When you have too many things that feel equally super-important and your can’t prioritize, another Ruthless Priorities trick is this:
For each thing on your list to instead of asking, “Which is most important?” ask: “How bad is it if I fail?”
A true priority will emerge.
In this case, the sales force was in a steady state. The product launch while super-important, was not pivotal to the business at this moment.
But the company story was a mess. And this was pressuring the stock price and the customer confidence.
If the analysts did not leave the event materially more confident, the new product and a ready sales force would still be climbing out of a credibility hole.
There it is: The Ruthless Priority is the Analyst Meeting (no risk: do this BEST).
Then, while the Product Launch and Sales Kick off are still super-important, and we need to get them done on time — we’ll tolerate some risk. (some risk: get these done, but don’t sign up for spectacular).
So the Ruthless Priority became: We need to hit the Analyst Meeting out of the park.
That is the one we will not put at risk at all, and on the other two, we’ll do the job, but not at the same level of excellence. They got it all done, and they nailed the Ruthless Priority.

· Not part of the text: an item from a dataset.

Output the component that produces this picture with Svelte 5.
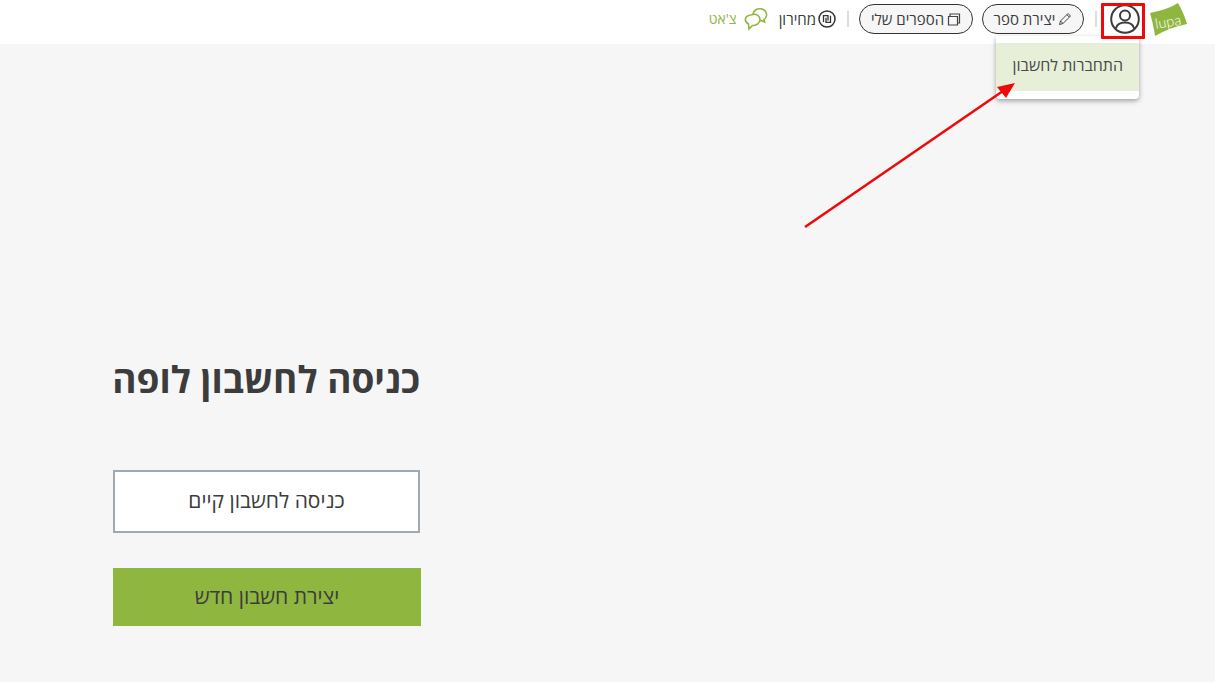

Clarity on the “can’t-fails”
You could imagine a different scenario where the analysts were status quo, but product launch itself was the pivotal thing; or, a different one where the sales force was going through a critical transformation. Then one of the these would have got the no-risk, do it best treatment.
Or, If the whole company agreed that two out of three were vitally important, must be best, can’t fail, Ruthless Priorities, it would clearly point to the need hire some contractors to get through the peak.
Give your business the right conversations about priorities. By setting Ruthless Priorities and being clear about them, (and the resources they require), it allows you to have the right business conversations, and negotiate, and truly get aligned (everyone acts the same when pressure is applied) on the priorities.
The other key benefit of this approach is that you start to become known for getting the really important things done — reliably.